Gua Janci Campalagi

Cempalagi adalah gunung batu yang berada di tepian perairan Teluk Bone.
Di lokasi tersebut terdapat beberapa goa yang dikenal sebagai tempat persinggahan Arung Palakka, sebelum berangkat ke Buton dan kemudian ke Pulau Jawa.

Andaikan Petta Malampe e Gemme’na tak bersembunyi di Goa Cempalagi, apa yang bisa kita cerita untuk generasi sekarang dan akan datang.

Bersembunyi di Goa, bukan berarti takut. Bukan menghindari peperangan. Pun bukan menghianati rakyat. Tapi itu suatu bentuk strategi untuk menang.

Jejak Raja Bone ke-15 Arung Palakka di Cempalagi, Desa Mallari, Kecamatan Awangpone sebagai bukti sejarah. Bukti itu masih bisa kita lihat, walau pun mungkin sudah ada cerita yang sudah berubah.

Arung Palakka singgah di Cempalagi setelah diam-diam meninggalkan istana Gowa. Meninggalkan Kerajaan Gowa sebagai bentuk protes. Tak ingin rakyat Bone berada dalam taklukan Gowa.

Cempalagi, yang kini menjadi kawasan wisata tersebut masih didapati bekas tempat duduk dan sandaran raja Arung Palakka.

Di depan mulut gua, terdapat assingkerukeng, pohon yang kini membatu, berbentuk simpul. Simpul Arung Palakka ini menjadi nazar Puang ta tak kan pulang sebelum menang perang.

Dari gua itu, Arung Palakka turun ke pesisir batu Cempalagi. Dan disitulah Petta Malampee Gemme’na mengentalkan kakinya (attudukengnge).

Ada amarah berkecamuk. Amarah itu untuk kemanusiaan. Puang ta Cinta kepada rakyatnya, hingga harus melepaskan belenggu perbudakan. Memanusiakan manusia. Masih sulit mendapatkan literasi tentang perjuangan Arung Palakka saat berada di Cempalagi. Sangat sulit.

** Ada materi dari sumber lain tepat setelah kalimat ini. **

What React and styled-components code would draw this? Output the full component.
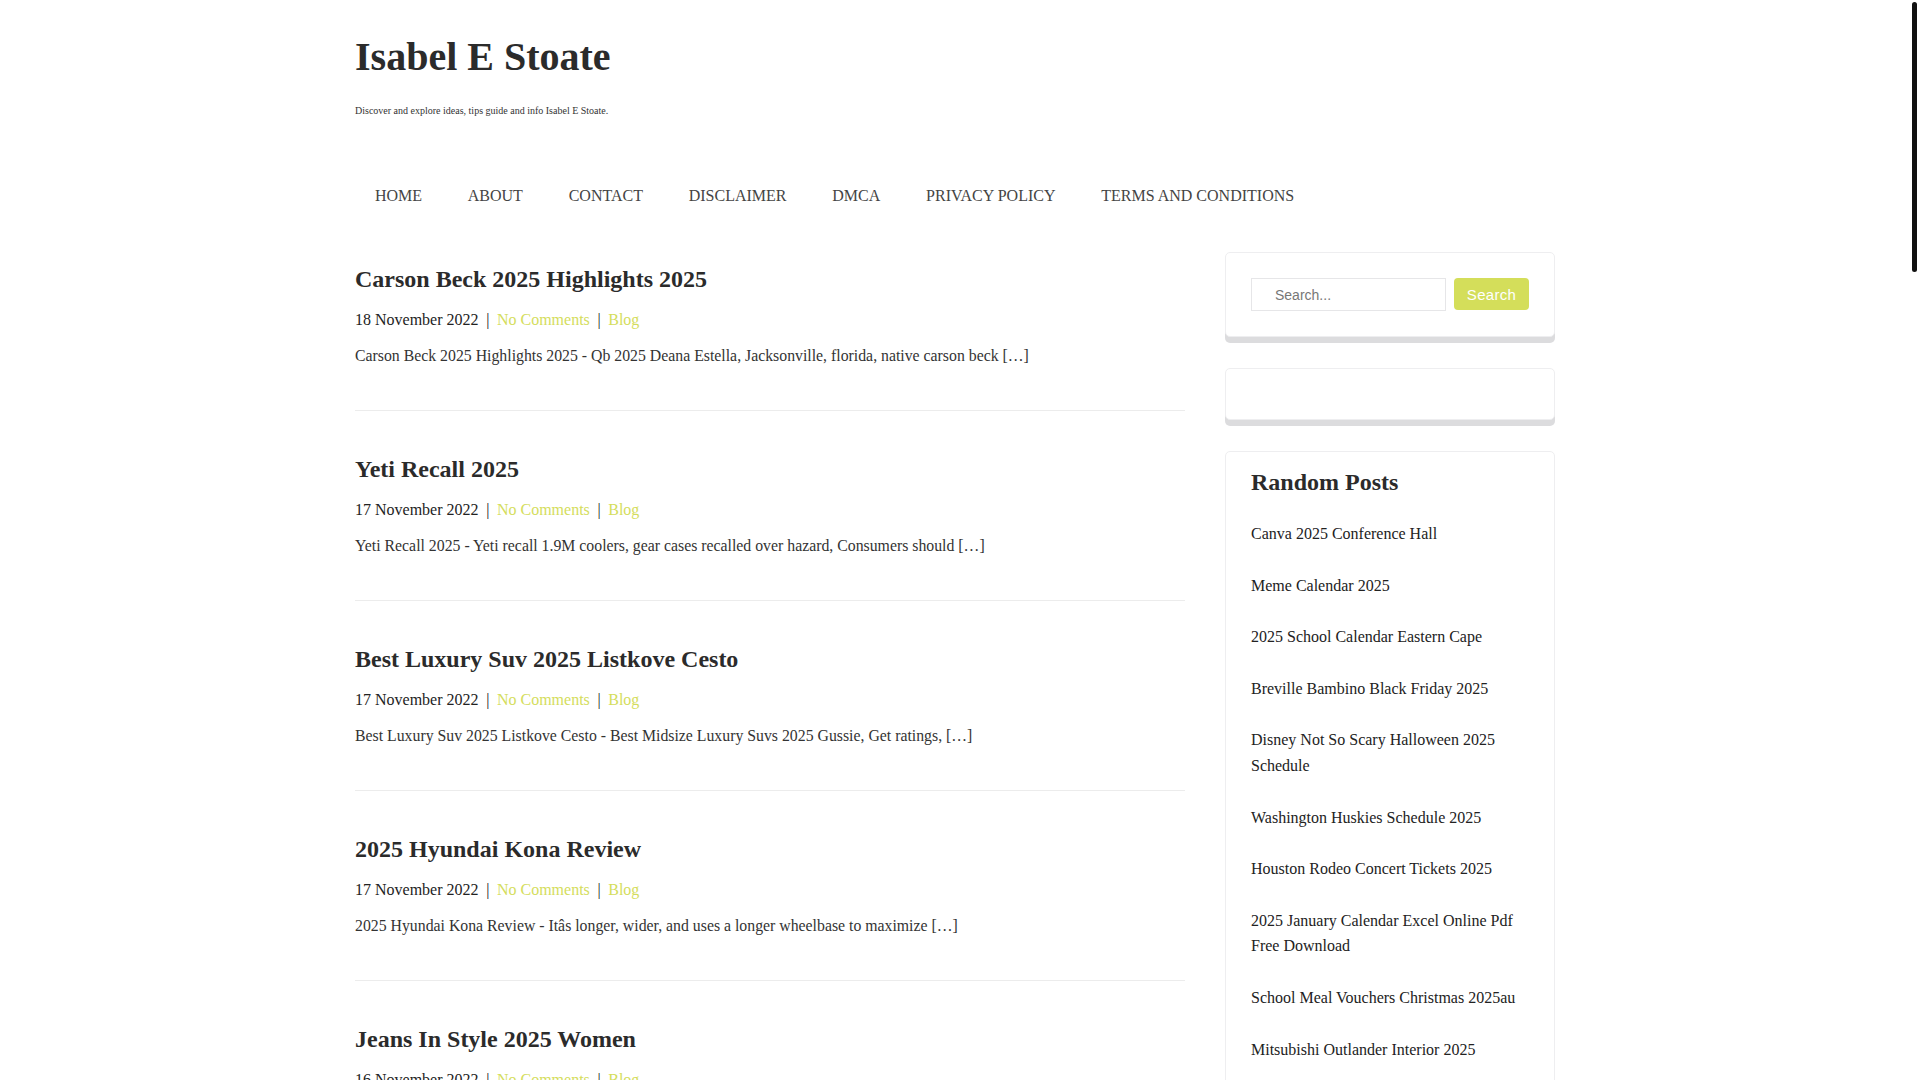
import React from "react";
import styled, { createGlobalStyle } from "styled-components";

const posts = [
  {
    title: "Carson Beck 2025 Highlights 2025",
    date: "18 November 2022",
    excerpt:
      "Carson Beck 2025 Highlights 2025 - Qb 2025 Deana Estella, Jacksonville, florida, native carson beck […]",
  },
  {
    title: "Yeti Recall 2025",
    date: "17 November 2022",
    excerpt:
      "Yeti Recall 2025 - Yeti recall 1.9M coolers, gear cases recalled over hazard, Consumers should […]",
  },
  {
    title: "Best Luxury Suv 2025 Listkove Cesto",
    date: "17 November 2022",
    excerpt:
      "Best Luxury Suv 2025 Listkove Cesto - Best Midsize Luxury Suvs 2025 Gussie, Get ratings, […]",
  },
  {
    title: "2025 Hyundai Kona Review",
    date: "17 November 2022",
    excerpt:
      "2025 Hyundai Kona Review - Itâs longer, wider, and uses a longer wheelbase to maximize […]",
  },
  {
    title: "Jeans In Style 2025 Women",
    date: "16 November 2022",
    excerpt:
      "Jeans In Style 2025 Women - Discover the latest denim trends, from wide leg to straight fits […]",
  },
  {
    title: "Cadillac Escalade 2025 Price",
    date: "16 November 2022",
    excerpt:
      "Cadillac Escalade 2025 Price - The full size luxury suv returns with new trims and features […]",
  },
  {
    title: "Nfl Draft Order 2025 Round 1",
    date: "16 November 2022",
    excerpt:
      "Nfl Draft Order 2025 Round 1 - See the complete first round order and every team pick […]",
  },
  {
    title: "Printable 2025 Calendar With Holidays",
    date: "15 November 2022",
    excerpt:
      "Printable 2025 Calendar With Holidays - Free monthly and yearly templates to download […]",
  },
];

const randomPosts = [
  "Canva 2025 Conference Hall",
  "Meme Calendar 2025",
  "2025 School Calendar Eastern Cape",
  "Breville Bambino Black Friday 2025",
  "Disney Not So Scary Halloween 2025 Schedule",
  "Washington Huskies Schedule 2025",
  "Houston Rodeo Concert Tickets 2025",
  "2025 January Calendar Excel Online Pdf Free Download",
  "School Meal Vouchers Christmas 2025au",
  "Mitsubishi Outlander Interior 2025",
  "Lsu Football Schedule 2025",
  "Chevy Silverado 2025 Changes",
];

const menu = [
  "HOME",
  "ABOUT",
  "CONTACT",
  "DISCLAIMER",
  "DMCA",
  "PRIVACY POLICY",
  "TERMS AND CONDITIONS",
];

export default function App() {
  return (
    <>
      <GlobalStyle />
      <ScrollThumb aria-hidden="true" />
      <Page>
        <Header>
          <SiteTitle>Isabel E Stoate</SiteTitle>
          <Tagline>
            Discover and explore ideas, tips guide and info Isabel E Stoate.
          </Tagline>
          <Nav>
            {menu.map((item) => (
              <NavLink key={item} href="#">
                {item}
              </NavLink>
            ))}
          </Nav>
        </Header>

        <Content>
          <Main>
            {posts.map((post) => (
              <Article key={post.title}>
                <PostTitle>{post.title}</PostTitle>
                <Meta>
                  <span>{post.date}</span>
                  <Sep>|</Sep>
                  <MetaLink href="#">No Comments</MetaLink>
                  <Sep>|</Sep>
                  <MetaLink href="#">Blog</MetaLink>
                </Meta>
                <Excerpt>{post.excerpt}</Excerpt>
              </Article>
            ))}
          </Main>

          <Sidebar>
            <Widget>
              <SearchForm onSubmit={(e) => e.preventDefault()}>
                <SearchInput type="text" placeholder="Search..." />
                <SearchButton type="submit">Search</SearchButton>
              </SearchForm>
            </Widget>
            <Widget />
            <Widget $compact>
              <WidgetTitle>Random Posts</WidgetTitle>
              <PostList>
                {randomPosts.map((p) => (
                  <PostItem key={p}>
                    <a href="#">{p}</a>
                  </PostItem>
                ))}
              </PostList>
            </Widget>
          </Sidebar>
        </Content>
      </Page>
    </>
  );
}

const GlobalStyle = createGlobalStyle`
  html {
    background: #fff;
    scrollbar-width: none;
  }
  html::-webkit-scrollbar {
    display: none;
  }
  body {
    margin: 0;
    padding-right: 10px;
    background: #fff;
    color: #333;
    font-family: "Liberation Serif", "Times New Roman", serif;
  }
  a {
    text-decoration: none;
    color: inherit;
  }
`;

/* thin page scrollbar thumb seen at the right edge */
const ScrollThumb = styled.div`
  position: fixed;
  top: 2px;
  right: 3px;
  width: 5px;
  height: 270px;
  border-radius: 3px;
  background: #111;
  z-index: 10;
`;

const Page = styled.div`
  width: 1200px;
  margin: 0 auto;
`;

const Header = styled.header`
  padding-top: 33px;
`;

const SiteTitle = styled.h1`
  margin: 0;
  font-size: 40px;
  line-height: 48px;
  font-weight: 700;
  color: #2b2b2b;
`;

const Tagline = styled.p`
  margin: 22px 0 0;
  font-size: 10px;
  line-height: 15px;
  color: #333;
`;

const Nav = styled.nav`
  display: flex;
  margin: 66px 0 0 -3px;
`;

const NavLink = styled.a`
  padding: 0 22.9px;
  font-size: 16px;
  line-height: 24px;
  color: #444;
`;

const Content = styled.div`
  display: grid;
  grid-template-columns: 830px 330px;
  justify-content: space-between;
  align-items: start;
  margin-top: 44px;
`;

const Main = styled.main`
  display: flex;
  flex-direction: column;
`;

const Article = styled.article`
  padding: 13px 0 42px;
  margin-bottom: 31px;
  border-bottom: 1px solid #ececec;
`;

const PostTitle = styled.h2`
  margin: 0;
  font-size: 24px;
  line-height: 29px;
  font-weight: 700;
  color: #2b2b2b;
`;

const Meta = styled.div`
  margin-top: 14px;
  font-size: 16px;
  line-height: 24px;
  color: #222;
`;

const Sep = styled.span`
  margin: 0 7.6px;
`;

const MetaLink = styled.a`
  color: #d4dd5c;
`;

const Excerpt = styled.p`
  margin: 12px 0 0;
  font-size: 15.8px;
  line-height: 24px;
  color: #333;
`;

const Sidebar = styled.aside`
  display: flex;
  flex-direction: column;
  gap: 31px;
`;

const Widget = styled.section`
  padding: ${(p) => (p.$compact ? "16px 25px 25px" : "25px")};
  border: 1px solid #eeeef0;
  border-radius: 5px;
  background: #fff;
  box-shadow: 0 6px 0 #dcdcde;
`;

const SearchForm = styled.form`
  display: flex;
  gap: 8px;
  align-items: flex-start;
`;

const SearchInput = styled.input`
  box-sizing: border-box;
  width: 195px;
  height: 33px;
  padding: 0 0 0 23px;
  border: 1px solid #e6e6e8;
  outline: none;
  font-family: "Liberation Sans", Arial, sans-serif;
  font-size: 14px;
  color: #555;
  &::placeholder {
    color: #777;
  }
`;

const SearchButton = styled.button`
  width: 76px;
  height: 32px;
  padding: 0;
  border: none;
  border-radius: 4px;
  background: #d4de5a;
  color: #fff;
  font-family: "Liberation Sans", Arial, sans-serif;
  font-size: 15px;
  letter-spacing: 0.3px;
  cursor: pointer;
`;

const WidgetTitle = styled.h3`
  margin: 0 0 24px;
  font-size: 24px;
  line-height: 29px;
  font-weight: 700;
  color: #2b2b2b;
`;

const PostList = styled.ul`
  list-style: none;
  margin: 0;
  padding: 0;
`;

const PostItem = styled.li`
  padding-bottom: 26px;
  font-size: 16px;
  line-height: 25.6px;
  color: #222;
`;
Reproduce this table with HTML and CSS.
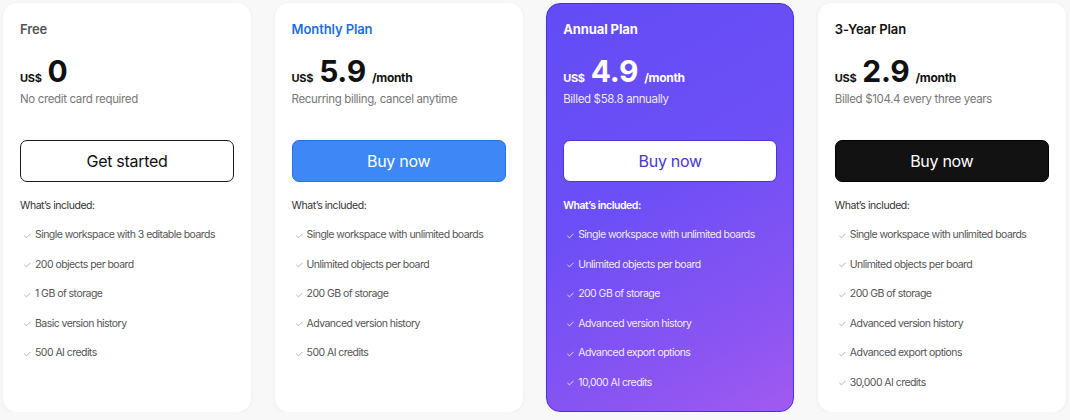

Untuk merangkai fakta histori itu, saya pun harus mengontak beberapa sahabat untuk mendapatkan data tentang hal tersebut.

Kita hanya disuguhi cerita tentang keberadaan Arung Palakka di kawasan yang cukup mempesona ini. Cerita tentang Puang ta didalam goa yang cukup dalam tersebut.

Kawasan itu merupakan area pertempuran habis-habisan para Bissu (biksu) menghadang pasukan Gowa.

Dalam pertempuran tersebut, ratusan Bissu meninggal dunia. Walau memakan korban jiwa yang cukup banyak, namun pasukan Gowa tidak dapat melewati pasukan pengawal. Pasukan Goa tidak tembus ke tempat persembunyian Arung Palakka hingga lolos ke Buton.

Menjadi sebuah kenangan, ketika kita berbuat sesuatu untuk orang banyak. Menjadi berkah, dan hanya Tuhan yang tahu balasannya.

Seperti Arung Palakka, membebaskan rakyat Bone dari penindasan adalah sesuatu yang baik. Perjuangan kemanusiaan. Perjuangan membebaskan dari perbudakan.

Perlawanan ini menjadi kenangan. Menjadi jejak sejarah, bahwa Arung Palakka adalah Pahlawan Kemanusiaan.

Berbuat baik. Itu selalu menjadi penegasan ajaran keIlahian. Islam sebagai agama, menjadi pedoman, petunjuk dalam kehidupan. Petunjuk itulah mengantar kita selalu berbuat baik dan menghindari keburukan.

Dorongan itulah selalu menjadi titik awal seseorang berbuat baik. seperti sejumlah sahabat membangun Mushola di depan mulut Goa Cempalagi. Goa yang didalamnya terdapat sumur, yang mengeluarkan debit air yang cukup lumayan.

Warga setempat menamakannya Sumur Jodoh. Penamaan yang cukup menggelitik. Tentu membuat hasrat ingin mengetahui lebih jauh.

Penamaannya terbilang seksi. Bisa menggelitik pikiran. Entah siapa yang memulai nama itu. Namun dibalik cerita, ada fakta bahwa sejumlah pengunjung mengakhiri masa lajangnya usai berkunjung ditempat itu.

Bisa saja penamaan itu benar, karena dulu ketika musim kering, banyak warga (entah tua-muda, laki-perempuan) mendatangi sumur tersebut mengambil air. Tentu mereka saling berinteraksi. Saling kenal dan berjodoh. Merajut Cinta di Cempalagi.